Hacker News new | ask | show | jobs
by bbulkow 1476 days ago
You are not a co founder, you are an employee. hint. founders get shares, employees get options.

you are now in the situation of whatever you can bargain for, you can get, whatever you can't bargain for, you don't get. Dealing with what you call a highly risk adverse person makes it hard to negotiate, because the most risk adverse action is bury the code and say goodbye (what they have proposed). It is likely you can change the action only by suggesting a less risky course of action.

I have been in a similar situation before, and tried to use Greed when only Fear was going to work. Many situations are like this. I now know more about sales now. I didn't get the source code (which I wrote and was useless to them) and it was probably for the best. If I didn't have the motivation to rewrite, i didn't have the motivation to start a company. Likewise, if you don't have the motivation to get new, fresh code written, you don't succeed either. There are many many ways to get code made, if you believe in this, find one. it will be the first of many trials.

2 comments

Where does it say the OP has options and the co-founder has shares? I think he explicitly said his _shares_ haven't vested yet...
If it needs to vest, it’s not a share.
According to the post, neither of them have vested shares:

> We signed a founders agreement, we each have a seat on the board, and he holds a majority of shares. None of our shares have vested - my first vesting date is in 6 months when ¼ of my shares vest.

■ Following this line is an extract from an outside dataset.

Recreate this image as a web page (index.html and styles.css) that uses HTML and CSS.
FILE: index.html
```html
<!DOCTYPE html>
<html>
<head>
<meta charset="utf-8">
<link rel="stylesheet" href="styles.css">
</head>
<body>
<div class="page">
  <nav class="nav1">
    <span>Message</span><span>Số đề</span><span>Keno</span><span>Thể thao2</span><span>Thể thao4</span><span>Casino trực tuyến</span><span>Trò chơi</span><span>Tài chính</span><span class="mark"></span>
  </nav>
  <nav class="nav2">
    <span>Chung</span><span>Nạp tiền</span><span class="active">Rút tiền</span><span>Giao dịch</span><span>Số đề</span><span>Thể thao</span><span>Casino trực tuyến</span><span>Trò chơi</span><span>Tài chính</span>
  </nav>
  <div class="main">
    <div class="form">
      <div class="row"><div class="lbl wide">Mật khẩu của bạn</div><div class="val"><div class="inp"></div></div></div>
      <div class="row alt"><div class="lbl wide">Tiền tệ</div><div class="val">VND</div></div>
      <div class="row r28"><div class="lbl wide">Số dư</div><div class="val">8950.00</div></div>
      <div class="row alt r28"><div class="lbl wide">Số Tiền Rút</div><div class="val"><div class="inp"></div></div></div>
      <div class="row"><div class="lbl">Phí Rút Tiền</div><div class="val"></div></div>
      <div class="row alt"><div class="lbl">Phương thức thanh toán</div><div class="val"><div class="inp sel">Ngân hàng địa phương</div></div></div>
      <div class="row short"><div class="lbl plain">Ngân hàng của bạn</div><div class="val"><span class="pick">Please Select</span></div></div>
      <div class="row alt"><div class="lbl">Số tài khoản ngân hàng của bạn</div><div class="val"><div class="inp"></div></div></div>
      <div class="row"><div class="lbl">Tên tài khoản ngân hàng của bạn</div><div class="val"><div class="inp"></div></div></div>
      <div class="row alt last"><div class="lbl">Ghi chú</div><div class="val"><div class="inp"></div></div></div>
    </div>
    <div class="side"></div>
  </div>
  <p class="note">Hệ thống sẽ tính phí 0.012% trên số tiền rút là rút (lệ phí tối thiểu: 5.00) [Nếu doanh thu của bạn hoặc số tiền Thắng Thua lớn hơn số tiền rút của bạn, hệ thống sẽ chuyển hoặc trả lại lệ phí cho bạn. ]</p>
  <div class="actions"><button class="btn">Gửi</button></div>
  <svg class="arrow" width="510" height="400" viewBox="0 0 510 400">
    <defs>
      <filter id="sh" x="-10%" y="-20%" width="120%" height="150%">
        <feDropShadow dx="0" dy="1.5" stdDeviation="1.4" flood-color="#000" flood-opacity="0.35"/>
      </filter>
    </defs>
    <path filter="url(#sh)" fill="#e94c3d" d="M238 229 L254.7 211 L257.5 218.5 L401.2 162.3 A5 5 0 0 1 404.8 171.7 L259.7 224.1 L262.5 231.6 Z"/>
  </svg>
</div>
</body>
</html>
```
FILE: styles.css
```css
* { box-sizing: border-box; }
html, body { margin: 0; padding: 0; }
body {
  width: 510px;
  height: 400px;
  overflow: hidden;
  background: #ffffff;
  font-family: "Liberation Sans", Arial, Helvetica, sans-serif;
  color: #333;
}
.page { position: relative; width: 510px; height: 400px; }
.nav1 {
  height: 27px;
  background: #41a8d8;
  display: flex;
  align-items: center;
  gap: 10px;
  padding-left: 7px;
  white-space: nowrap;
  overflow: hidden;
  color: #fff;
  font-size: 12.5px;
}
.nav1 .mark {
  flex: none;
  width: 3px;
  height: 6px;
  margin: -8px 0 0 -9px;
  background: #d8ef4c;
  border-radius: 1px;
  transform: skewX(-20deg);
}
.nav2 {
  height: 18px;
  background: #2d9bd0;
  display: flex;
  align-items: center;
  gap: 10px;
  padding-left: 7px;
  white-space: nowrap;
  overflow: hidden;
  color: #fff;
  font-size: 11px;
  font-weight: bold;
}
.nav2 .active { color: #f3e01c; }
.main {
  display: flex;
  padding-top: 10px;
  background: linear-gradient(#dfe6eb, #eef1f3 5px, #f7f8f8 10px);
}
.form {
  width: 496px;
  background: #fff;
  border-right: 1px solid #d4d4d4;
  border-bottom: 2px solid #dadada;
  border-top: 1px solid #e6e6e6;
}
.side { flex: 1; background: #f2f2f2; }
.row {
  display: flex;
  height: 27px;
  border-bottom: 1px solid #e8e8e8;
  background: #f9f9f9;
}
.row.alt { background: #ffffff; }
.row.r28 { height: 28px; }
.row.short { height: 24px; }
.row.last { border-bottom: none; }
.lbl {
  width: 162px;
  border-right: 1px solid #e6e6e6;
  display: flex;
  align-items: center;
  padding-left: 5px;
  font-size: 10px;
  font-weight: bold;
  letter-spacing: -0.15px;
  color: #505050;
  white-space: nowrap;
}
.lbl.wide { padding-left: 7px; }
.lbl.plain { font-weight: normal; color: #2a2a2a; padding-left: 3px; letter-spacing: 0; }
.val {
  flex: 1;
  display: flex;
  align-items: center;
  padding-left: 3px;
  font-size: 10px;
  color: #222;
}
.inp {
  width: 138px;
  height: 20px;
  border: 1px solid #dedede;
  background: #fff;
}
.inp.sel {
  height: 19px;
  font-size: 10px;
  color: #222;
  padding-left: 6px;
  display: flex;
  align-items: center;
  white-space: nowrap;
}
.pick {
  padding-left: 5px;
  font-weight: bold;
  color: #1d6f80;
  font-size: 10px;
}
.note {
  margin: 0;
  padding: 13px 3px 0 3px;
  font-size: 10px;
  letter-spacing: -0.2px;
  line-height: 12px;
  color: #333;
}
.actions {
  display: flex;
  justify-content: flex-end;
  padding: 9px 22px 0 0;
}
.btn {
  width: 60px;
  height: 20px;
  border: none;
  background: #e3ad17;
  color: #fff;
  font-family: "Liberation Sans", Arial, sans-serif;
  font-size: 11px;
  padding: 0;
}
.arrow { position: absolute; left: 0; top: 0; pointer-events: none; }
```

Unvested shares are still shares. All that being unvested means is that the shares are subject to conditions such as a repurchase option that gives the company a right to buy your shares if you leave the company.

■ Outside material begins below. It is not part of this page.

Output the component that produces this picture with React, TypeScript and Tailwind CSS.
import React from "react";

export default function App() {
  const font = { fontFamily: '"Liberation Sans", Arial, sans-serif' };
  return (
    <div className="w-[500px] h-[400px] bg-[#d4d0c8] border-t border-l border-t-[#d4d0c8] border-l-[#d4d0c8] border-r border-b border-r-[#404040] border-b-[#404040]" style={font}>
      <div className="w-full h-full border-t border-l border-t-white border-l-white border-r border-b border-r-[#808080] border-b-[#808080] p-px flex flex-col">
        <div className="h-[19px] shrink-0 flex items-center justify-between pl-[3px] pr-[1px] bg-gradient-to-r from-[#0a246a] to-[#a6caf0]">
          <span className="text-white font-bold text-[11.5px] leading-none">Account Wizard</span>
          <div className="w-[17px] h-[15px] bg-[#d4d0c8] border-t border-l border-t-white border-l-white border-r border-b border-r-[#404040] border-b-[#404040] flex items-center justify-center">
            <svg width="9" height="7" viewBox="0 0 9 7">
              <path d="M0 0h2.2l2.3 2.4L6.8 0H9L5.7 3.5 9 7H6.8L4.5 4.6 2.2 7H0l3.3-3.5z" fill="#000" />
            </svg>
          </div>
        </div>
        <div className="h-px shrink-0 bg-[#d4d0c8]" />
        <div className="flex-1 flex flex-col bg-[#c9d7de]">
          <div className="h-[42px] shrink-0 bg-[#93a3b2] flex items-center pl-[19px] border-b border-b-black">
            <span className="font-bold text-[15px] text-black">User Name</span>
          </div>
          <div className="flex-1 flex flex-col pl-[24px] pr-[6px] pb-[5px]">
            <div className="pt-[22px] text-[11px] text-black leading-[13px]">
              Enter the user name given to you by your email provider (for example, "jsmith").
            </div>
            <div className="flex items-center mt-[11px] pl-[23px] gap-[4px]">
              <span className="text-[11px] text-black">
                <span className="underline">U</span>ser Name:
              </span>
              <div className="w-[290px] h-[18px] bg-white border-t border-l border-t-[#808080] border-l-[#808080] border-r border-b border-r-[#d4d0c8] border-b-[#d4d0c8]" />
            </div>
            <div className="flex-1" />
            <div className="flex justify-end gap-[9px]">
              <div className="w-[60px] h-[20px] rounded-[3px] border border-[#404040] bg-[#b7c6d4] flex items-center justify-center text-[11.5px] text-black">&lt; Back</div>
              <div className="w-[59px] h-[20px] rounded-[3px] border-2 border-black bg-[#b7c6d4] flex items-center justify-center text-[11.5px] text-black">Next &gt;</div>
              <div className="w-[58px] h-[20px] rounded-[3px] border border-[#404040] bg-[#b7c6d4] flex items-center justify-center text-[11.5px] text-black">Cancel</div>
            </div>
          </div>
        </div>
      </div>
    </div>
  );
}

Unvested shares still have the others rights of shares, such as voting and sharing in dividends.

Vesting is just receiving the full rights of the share, option, or whatever over a specific amount of time.

If you start a company with someone you don't (er, shouldn't) just automatically get 50% of the company. That would allow you walk on day 3 and still own 50%. Instead you receive the ability to leave with your shares on a vesting schedule so that you have skin in the game.

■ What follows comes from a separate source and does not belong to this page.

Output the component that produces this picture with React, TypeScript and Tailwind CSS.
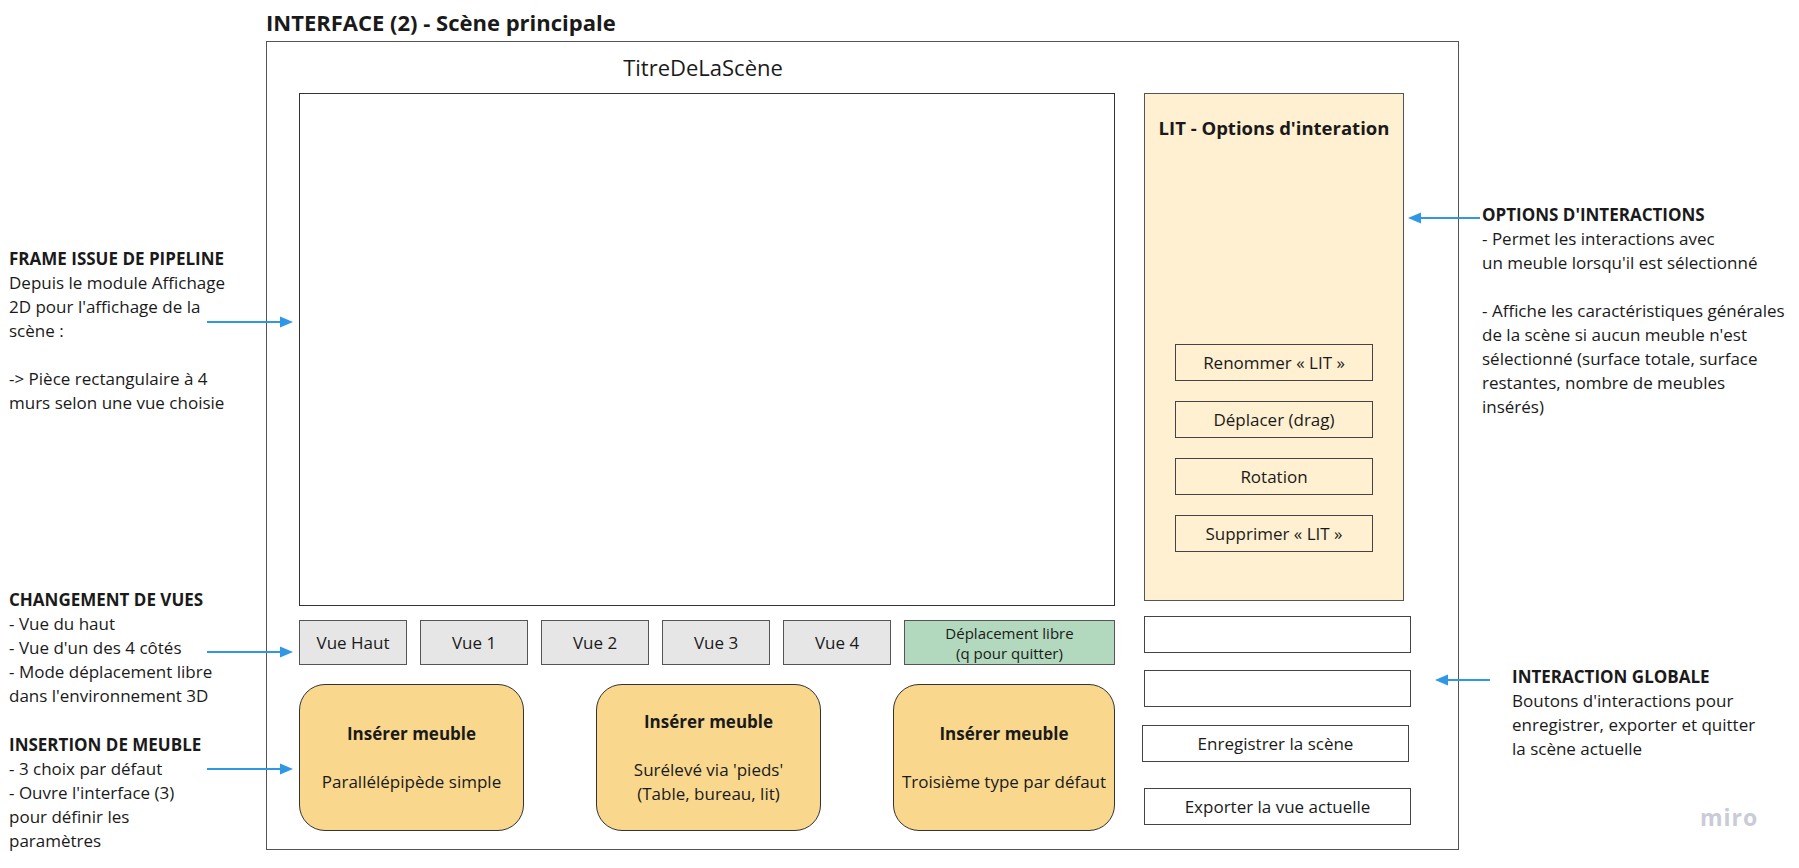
import React from 'react';

const ARROW = '#3097e6';

// horizontal arrow drawn on the board, head on the chosen side
const Arrow: React.FC<{ x: number; y: number; w: number; dir: 'left' | 'right' }> = ({ x, y, w, dir }) => (
  <svg
    className="absolute"
    style={{ left: x, top: y - 7 }}
    width={w}
    height={14}
    viewBox={`0 0 ${w} 14`}
  >
    {dir === 'right' ? (
      <>
        <line x1={0} y1={7} x2={w - 10} y2={7} stroke={ARROW} strokeWidth={2.2} />
        <polygon points={`${w - 13},1.5 ${w},7 ${w - 13},12.5`} fill={ARROW} />
      </>
    ) : (
      <>
        <line x1={10} y1={7} x2={w} y2={7} stroke={ARROW} strokeWidth={2.2} />
        <polygon points="13,1.5 0,7 13,12.5" fill={ARROW} />
      </>
    )}
  </svg>
);

const Note: React.FC<{ x: number; y: number; title: string; lines: string[] }> = ({ x, y, title, lines }) => (
  <div className="absolute text-[17px] leading-[24px] text-[#1a1a1a] whitespace-nowrap" style={{ left: x, top: y }}>
    <div className="font-bold">{title}</div>
    {lines.map((l, i) => (
      <div key={i} className="h-[24px]">{l}</div>
    ))}
  </div>
);

const ViewButton: React.FC<{ label: string }> = ({ label }) => (
  <div className="w-[108px] h-full bg-[#e6e6e6] border border-[#555] flex items-center justify-center text-[17px] text-[#1a1a1a]">
    {label}
  </div>
);

const InsertCard: React.FC<{ sub: string[]; w?: string }> = ({ sub, w = 'w-[225px]' }) => (
  <div className={`${w} h-full bg-[#f9d88e] border border-[#333] rounded-[26px] flex flex-col items-center justify-center text-[17px] leading-[24px] text-[#1a1a1a]`}>
    <div className="font-bold">Insérer meuble</div>
    <div className="mt-[24px] text-center">
      {sub.map((s, i) => (
        <div key={i}>{s}</div>
      ))}
    </div>
  </div>
);

const OptionButton: React.FC<{ label: string }> = ({ label }) => (
  <div className="w-[198px] h-[37px] border border-[#444] flex items-center justify-center text-[17px] text-[#1a1a1a]">
    {label}
  </div>
);

const PlainBox: React.FC<{ label?: string; className?: string }> = ({ label, className = '' }) => (
  <div className={`w-[267px] h-[37px] bg-white border border-[#444] flex items-center justify-center text-[17px] text-[#1a1a1a] ${className}`}>
    {label}
  </div>
);

export default function App() {
  return (
    <div className="relative w-[1799px] h-[868px] bg-white overflow-hidden font-['Open_Sans',sans-serif] text-[#1a1a1a]">
      <div className="pl-[266px] pt-[8px]">
        <h1 className="h-[28px] text-[22px] leading-[28px] font-bold">INTERFACE (2) - Scène principale</h1>

        <div className="mt-[5px] w-[1193px] h-[809px] border-[1.5px] border-[#555] flex pl-[32px]">
          {/* left column: scene, views, furniture */}
          <div className="w-[816px] flex flex-col">
            <div className="h-[51px] flex items-center justify-center text-[22px] pr-[8px]">TitreDeLaScène</div>
            <div className="h-[513px] border border-[#333]" />

            <div className="mt-[14px] h-[45px] flex gap-[13px]">
              <ViewButton label="Vue Haut" />
              <ViewButton label="Vue 1" />
              <ViewButton label="Vue 2" />
              <ViewButton label="Vue 3" />
              <ViewButton label="Vue 4" />
              <div className="flex-1 h-full bg-[#b2d8bd] border border-[#555] flex flex-col items-center justify-center text-[15px] leading-[20px]">
                <div>Déplacement libre</div>
                <div>(q pour quitter)</div>
              </div>
            </div>

            <div className="mt-[19px] h-[147px] flex justify-between">
              <InsertCard sub={['Parallélépipède simple']} />
              <InsertCard sub={["Surélevé via 'pieds'", '(Table, bureau, lit)']} />
              <InsertCard sub={['Troisième type par défaut']} w="w-[222px]" />
            </div>
          </div>

          {/* right column: options + global actions */}
          <div className="ml-[29px] w-[267px] flex flex-col pt-[51px]">
            <div className="w-[260px] h-[508px] bg-[#fff0d1] border border-[#555] flex flex-col items-center pt-[21px] pb-[48px]">
              <div className="text-[18.5px] leading-[26px] font-bold">LIT - Options d'interation</div>
              <div className="mt-auto flex flex-col gap-[20px]">
                <OptionButton label="Renommer « LIT »" />
                <OptionButton label="Déplacer (drag)" />
                <OptionButton label="Rotation" />
                <OptionButton label="Supprimer « LIT »" />
              </div>
            </div>
            <PlainBox className="mt-[15px] h-[36px]" />
            <PlainBox className="mt-[17px]" />
            <PlainBox className="mt-[18px] -ml-[2px]" label="Enregistrer la scène" />
            <PlainBox className="mt-[26px]" label="Exporter la vue actuelle" />
          </div>
        </div>
      </div>

      {/* annotations on the board */}
      <Note
        x={9}
        y={247}
        title="FRAME ISSUE DE PIPELINE"
        lines={["Depuis le module Affichage", "2D pour l'affichage de la", 'scène :', '', '-> Pièce rectangulaire à 4', 'murs selon une vue choisie']}
      />
      <Note
        x={9}
        y={588}
        title="CHANGEMENT DE VUES"
        lines={['- Vue du haut', "- Vue d'un des 4 côtés", '- Mode déplacement libre', "dans l'environnement 3D"]}
      />
      <Note
        x={9}
        y={733}
        title="INSERTION DE MEUBLE"
        lines={['- 3 choix par défaut', "- Ouvre l'interface (3)", 'pour définir les', 'paramètres']}
      />
      <Note
        x={1482}
        y={203}
        title="OPTIONS D'INTERACTIONS"
        lines={[
          '- Permet les interactions avec',
          "un meuble lorsqu'il est sélectionné",
          '',
          '- Affiche les caractéristiques générales',
          "de la scène si aucun meuble n'est",
          'sélectionné (surface totale, surface',
          'restantes, nombre de meubles',
          'insérés)',
        ]}
      />
      <Note
        x={1512}
        y={665}
        title="INTERACTION GLOBALE"
        lines={["Boutons d'interactions pour", 'enregistrer, exporter et quitter', 'la scène actuelle']}
      />

      <Arrow x={207} y={322} w={86} dir="right" />
      <Arrow x={207} y={652} w={86} dir="right" />
      <Arrow x={207} y={769} w={86} dir="right" />
      <Arrow x={1408} y={218} w={72} dir="left" />
      <Arrow x={1435} y={680} w={55} dir="left" />

      <div className="absolute left-[1700px] top-[802px] text-[23px] leading-[30px] font-bold tracking-[1px] text-[#c9cbd7]">
        miro
      </div>
    </div>
  );
}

YC and every other Vc recommends founders to vest
Based on the OP it seems like one founder had shares and the other 'founder' had options still waiting to vest.

That's a pretty clear cut power dynamic no matter what the VCs recommend.

"None of our shares have vested" seems to imply they both hold options, with the other founder holding a majority of the issued options.
Yes this is correct - apologize if I wasn't clear with this. From what I understand and my previous experiences at startups it was a standard vesting structure where ownership vests over 4-years with a 1-year cliff (or at an acquisition event). On day-1 neither I nor my co-founder had any shares vested.